During the Civil War she served as a nurse at Port Royal, South Carolina. She lobbied (unsuccessfully at first) for President Abraham Lincoln to form the first regiment of black soldiers. She served as an armed scout and spy in the Union Army, without pay. After the war she worked to secure a higher quality of life for emancipated black Americans, fought for her own pension from the US government, joined in the suffragist fight to secure the vote for women, and gave her time to her African Methodist Episcopal Church congregation in Auburn, New York.
If you ask an American for one fact about John Brown, they might know about the failed raid on Harpers Ferry and the role it played in sparking the Civil War. If you ask about Harriet Tubman, they’ll probably know something about the Underground Railroad.

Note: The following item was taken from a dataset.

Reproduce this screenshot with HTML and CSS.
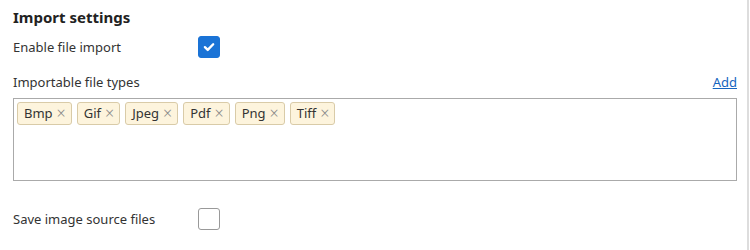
FILE: index.html
```html
<!DOCTYPE html>
<html>
<head>
<meta charset="utf-8">
<link rel="stylesheet" href="styles.css">
</head>
<body>
<div class="page">
  <div class="panel">
    <h2 class="title">Import settings</h2>
    <div class="row">
      <span class="label">Enable file import</span>
      <span class="check on"><svg viewBox="0 0 22 22" width="22" height="22"><path d="M6.5 11.2 L9.6 14.2 L15.6 8" fill="none" stroke="#fff" stroke-width="2.6" stroke-linecap="round" stroke-linejoin="round"/></svg></span>
    </div>
    <div class="types-head">
      <span class="label">Importable file types</span>
      <a class="add" href="#">Add</a>
    </div>
    <div class="box">
      <span class="tag">Bmp<span class="x">×</span></span>
      <span class="tag">Gif<span class="x">×</span></span>
      <span class="tag">Jpeg<span class="x">×</span></span>
      <span class="tag">Pdf<span class="x">×</span></span>
      <span class="tag">Png<span class="x">×</span></span>
      <span class="tag">Tiff<span class="x">×</span></span>
    </div>
    <div class="row save">
      <span class="label">Save image source files</span>
      <span class="check"></span>
    </div>
  </div>
  <div class="rule"></div>
</div>
</body>
</html>
```
FILE: styles.css
```css
html, body { margin: 0; padding: 0; background: #fff; }
body { font-family: "Noto Sans", "Open Sans", sans-serif; color: #333; font-size: 13px; }
.page { display: flex; height: 250px; width: 750px; }
.panel { width: 724px; padding: 4px 0 0 13px; }
.rule { width: 2px; margin-left: 10px; background: #ddd; height: 250px; }
.title { font-size: 15px; font-weight: 700; margin: 0; height: 26px; line-height: 26px; color: #222; }
.row { display: flex; align-items: center; height: 22px; margin-top: 6px; }
.label { display: inline-block; width: 185px; line-height: 18px; }
.check { width: 20px; height: 20px; border: 1px solid #aaa; border-radius: 3px; box-sizing: content-box; display: inline-flex; }
.check.on { background: #1a73d6; border-color: #1a73d6; }
.check svg { width: 20px; height: 20px; }
.types-head { display: flex; justify-content: space-between; align-items: flex-end; margin-top: 11px; height: 22px; }
.add { color: #1565c0; text-decoration: underline; line-height: 18px; }
.box { margin-top: 7px; border: 1px solid #aaa; height: 75px; padding: 3px; display: flex; align-items: flex-start; gap: 5px; }
.tag { display: inline-flex; align-items: center; height: 21px; padding: 0 5px 0 6px; background: #fdf4dd; border: 1px solid #d9cba8; border-radius: 3px; color: #333; line-height: 21px; }
.x { color: #888; margin-left: 4px; font-size: 16px; font-weight: 300; }
.save { margin-top: 27px; }
.save .check { border-color: #999; }
```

But when I think about these two stubborn, radical, prophetic friends and the world they both wanted, I think about a plantation raid that Tubman led on Combahee Ferry in South Carolina, three and a half years after Brown’s execution.
The raid took place on June 1 and 2, 1863, five months after the Emancipation Proclamation, when word had still not reached many people living under South Carolina’s slave regime. Tubman was joined that day by the Union’s Colonel James Montgomery, a Midwestern abolitionist radical who had once fought alongside John Brown and had even planned a raid to rescue Brown while he was awaiting trial in Virginia. In fact, Tubman later told a biographer she would only agree to lead the raid if Montgomery was appointed commander of the expedition:
Gen. Hunter asked her at one time if she would go with several gunboats up the Combahee River, the object of the expedition being to take up the torpedoes placed by the rebels in the river, to destroy railroads and bridges, and to cut off supplies from the rebel troops. She said she would go if Col. Montgomery was to be appointed commander of the expedition. Col. Montgomery was one of John Brown’s men, and was well known to Harriet.
On the day the raid began, Tubman guided Union gunships through the swampy lowlands, relying on the same practical knowledge she had used to navigate Maryland’s Eastern Shore along the Underground Railroad. Through word of mouth and covert operations, she had learned the location of Confederate torpedoes along the Combahee River.